No 'I' In TEAM


“We may have all come in different ships, but we’re in the same boat now.” ~Martin Luther King Jr.

I once had a totally commonplace, uneventful thought that transformed the way I viewed relationships.

I’m not sure that it was mine; it certainly wasn’t anything groundbreaking or unique. I may have read it somewhere, I can’t remember now.

It was the notion that when two people in a relationship think of themselves as on the same team, things get much easier. Positive feelings grow freely. Score-keeping and resentment are nonexistent.

Insights are very personal—a simple phrase that turns my world upside down might do absolutely nothing for you, and vice versa. Perhaps this notion was so life-changing for me because I grew up surrounded by people who seemed self-focused, always looking for where they had been wronged.

They weren’t selfish or egotistical people. They were insecure people.

My father had insecurities that led him to make everything about himself—if you didn’t say the right thing at the right time, trouble was sure to follow. I spent years walking on eggshells, trying to anticipate my next misstep. It was exhausting.

And I remember women who constantly, endlessly talked about what was wrong with the “deadbeat men” who never seemed to treat them the way they deserved to be treated.

As a kid, it seemed as if adults everywhere put everyone else on the hook for their own happiness. In my childhood innocence and natural wisdom I wondered, why they didn’t take care of their own happiness?

Being on the hook for someone else’s happiness not only felt like enormous pressure, it was an impossible task.

No matter how much my dad approved of something I did one day, he might disapprove of the very same thing the next day. No matter how nice a man was to a woman, he’d inevitably forget to compliment her dress and she’d have him back in the doghouse.

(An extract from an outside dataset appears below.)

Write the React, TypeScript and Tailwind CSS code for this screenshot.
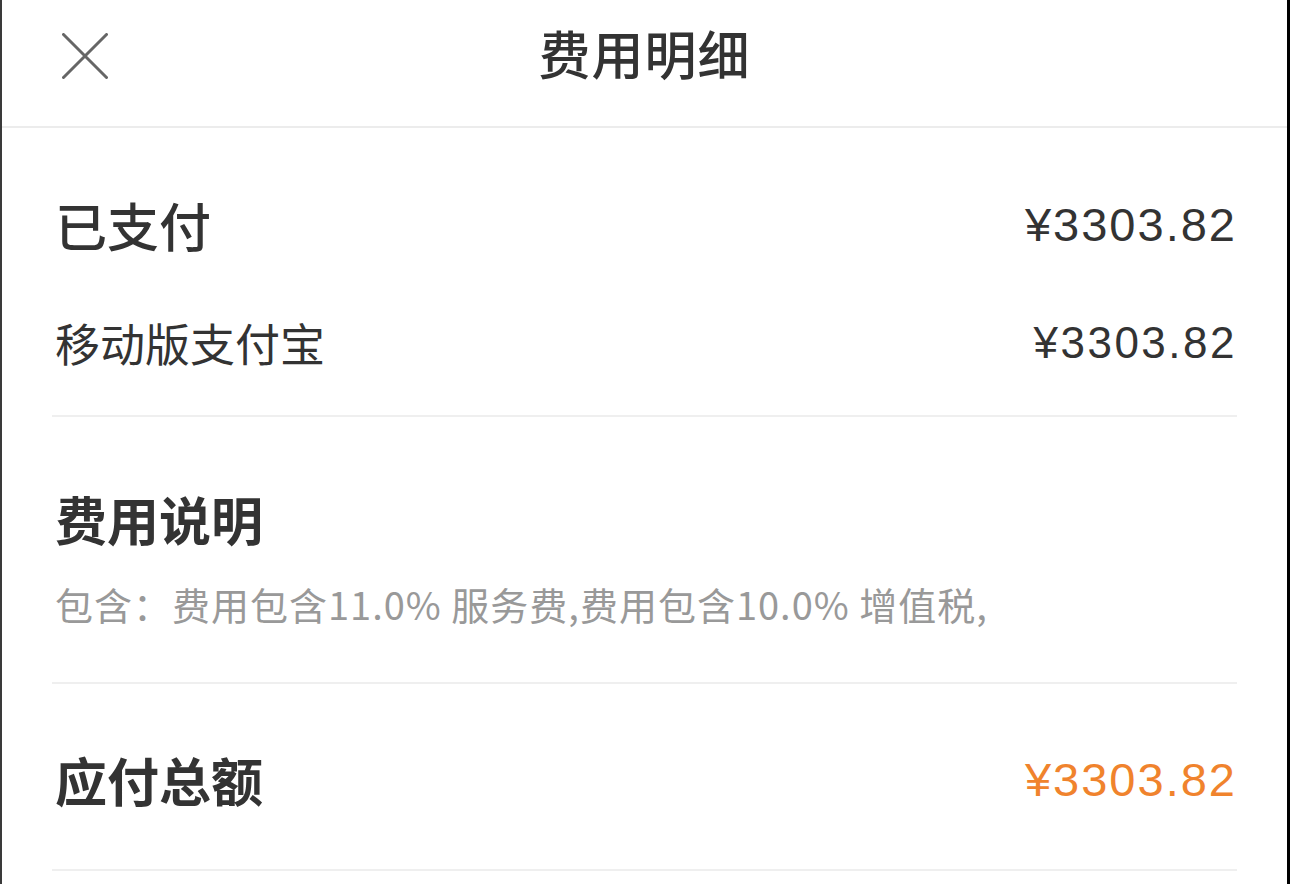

All of this look-what-you’re-doing-to-me, you-should-be-treating-me-better business is not born out of independent, empowered women (or men) simply refusing to put up with less than what they deserve. That’s often how they like to view themselves, but that’s not it at all.

Scavenger hunting for all the ways you aren’t being treated fairly is not an act of self-love. It’s an act of insecurity.

It’s born out of fear and looking to someone else to be your savior. It’s born out of the belief that your happiness comes from what others do, which manifests as manipulation, guilt trips, and passive aggressive behavior aimed at changing them so that you can feel better.

“Us” Not “Me”
When you’re focused on yourself, keeping score, and making sure you’re being treated properly, you’re not actually in relationship with another person—you’re in relationship with your thoughts about the other person.

You’re focusing on yourself, what you can get, and where your partner is falling short.

Thinking of the two of you as a team shifts your focus. Suddenly it’s not “me versus you”; it’s “us.”

It’s no longer “I did the laundry every day this week, what did you do?” It’s “We’re a team. I do the laundry more than you at times, and you do a million other things for me at times.”

It’s not “If you cared about me you’d call twice a day”; it’s “I’d love to talk to you more.”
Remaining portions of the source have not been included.